7. The giving of priority to collective protective measures over individual protective measures.
8. The development of an adequate prevention policy in relation to safety, health and welfare at work, which takes account of technology, organisation of work, working conditions, social factors and the influence of factors related to the working environment.
9. The giving of appropriate training and instructions to employees.
Appendix 3
Some relevant Organisations and Publications
Health and Safety Authority (website: https://www.hsa.ie/eng/)
Guidelines on Risk Assessment and Safety Statements
Workplace Safety and Health Management
Workplace Relations Commission (website: www.wrc.ie)
Procedures for Addressing Bullying in the Workplace
Grievance and Disciplinary Procedures
Voluntary Dispute Resolution SI 76 of 2004
Irish Human Rights and Equality Commission (IHRC)
(website: https://www.ihrec.ie/)
Code of Practice on Sexual Harassment and Harassment at Work
Department of Enterprise Trade and and Employment
Bullying in the Workplace, Survey Reports, 2007
(Website: https://enterprise.gov.ie/en/Publications/Bullying-in-the-Workplace-Survey-Reports-2007.html
GIVEN under my hand,
22 December 2020
DAMIEN ENGLISH,
Minister of State at the Department of Enterprise, Trade and Employment.
EXPLANATORY NOTE
(This note is not part of the Instrument and does not purport to be a legal interpretation.)

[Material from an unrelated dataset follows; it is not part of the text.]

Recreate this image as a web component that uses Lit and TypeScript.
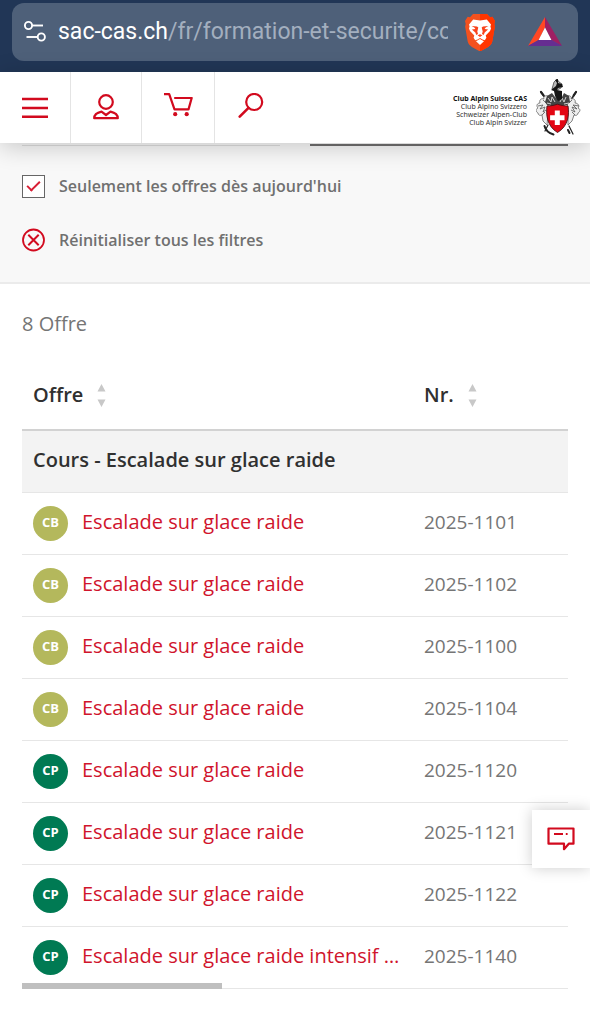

The effect of this Order is to declare that the draft code of practice set out in the Schedule to this Order is a code of practice for the purposes of the Industrial Relations Act 1990 .
1 https://www.ihrec.ie/
2 Report of the Task Force on the prevention of workplace bullying, 2001. Also used in the 2005 Report of the Expert Advisory Group on Workplace Bullying and in the surveys conducted by the ESRI to determine the incidence of workplace bullying.